„Mitgegeben auf dem Weg“ - Früher war alles besser!

Nachricht 31. Oktober 2014

 „Früher war alles besser!" Immer häufiger höre und lese ich, wie die „goldenen Zeiten" einer wunderbaren Vergangenheit beschworen werden. Die Kämpfer der IS in Syrien und im Irak wollen den „ursprünglichen" Islam der Zeit Mohameds und kurz danach wieder herstellen. Die russische Regierung knüpft mit ihrer Politik an die glorreichen Zeiten der UDSSR oder besser noch der Zarenherrschaft an. Separatistische und nationalistische Gruppierungen in Europa orientieren sich an den heroischen Momenten der Vergangenheit, die sie wieder heraufführen wollen mit ihrer Politik einer reinen „Nation", die in Abgrenzungen zu sich selber kommt. So wie es mal gewesen ist, so soll es wieder werden!
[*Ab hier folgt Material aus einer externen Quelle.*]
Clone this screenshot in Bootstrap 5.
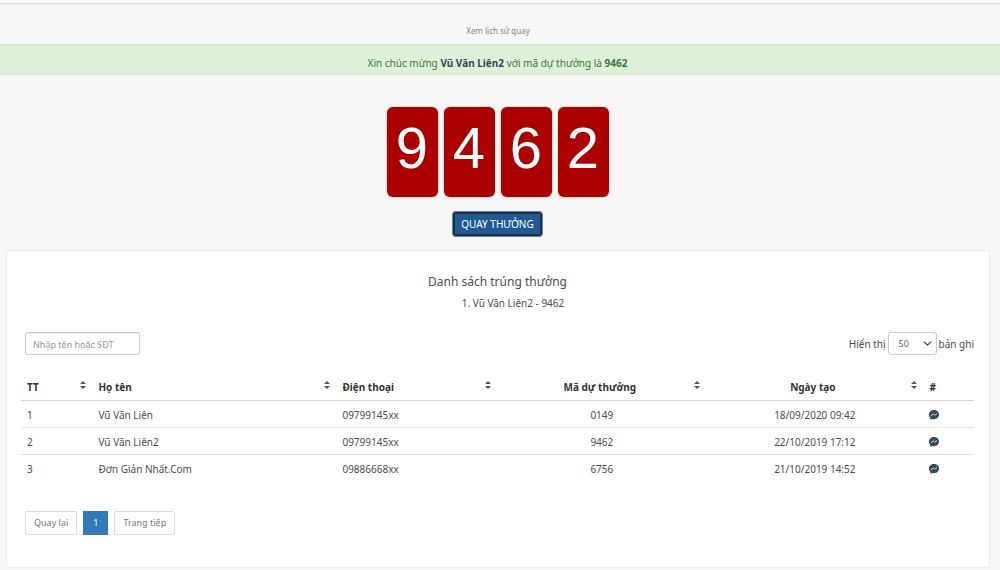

Es lohnt sich dafür zu kämpfen, diesen wunderbaren Ursprung wieder herzustellen. Die Faszination der ursprünglichen Anfangssituation begeistert gerade junge Menschen, sich mit aller Macht für das Paradies der Vergangenheit einzusetzen, manchmal mit brutaler Gewalt. Es gibt bestimmt verständliche Gründe, sich in die gute alte Zeit zurück zu träumen. Nicht zuletzt deshalb, weil die trostlose Gegenwart zum Himmel schreit und als entwürdigend erlebt wird. Das war ja nicht immer so! Wir waren ja mal wer! Wir haben Respekt und Würde verdient, wie zu unseren guten Zeiten! Für mich ist diese große Sehnsucht nach Respekt, Würde, Anerkennung und nach einem guten Leben zu spüren, wenn es um unsere persönlichen Paradiese geht. Es spricht nichts dagegen, sich immer wieder mal zurückzusehnen in die Geborgenheit der guten Zeiten seines Lebens. Auch die Paradiesgeschichte in der Bibel erinnert uns daran, wie herrlich es sich Leben ließ im Garten Eden, wie wunderbar es angefangen hat. Aber, und auch das ist eine biblische Grunderfahrung, wir leben Jenseits von Eden, wir sind nicht mehr im Paradies. Und das gilt auch für die verklärten Paradiese unserer Vergangenheit. Abgesehen davon, dass die heraufbeschworenen Ursprünge alles andere als rosig waren und als Modell für unsere Zeit nicht mehr taugen, bleiben sie uns verschlossen. Was uns bleibt ist die Sehnsucht nach einem menschwürdigen Leben, nach Respekt und Anerkennung. Es stünde der aktuellen Politik gut an, hier aufmerksamer zu sein und zu zuhören. Ich würde gerne mit den rückwärtsgewandten Kämpfern unserer Tage über ihre Träume und Hoffnungen ins Gespräch kommen: Über eine gute Zukunft und nicht über eine verklärte Vergangenheit.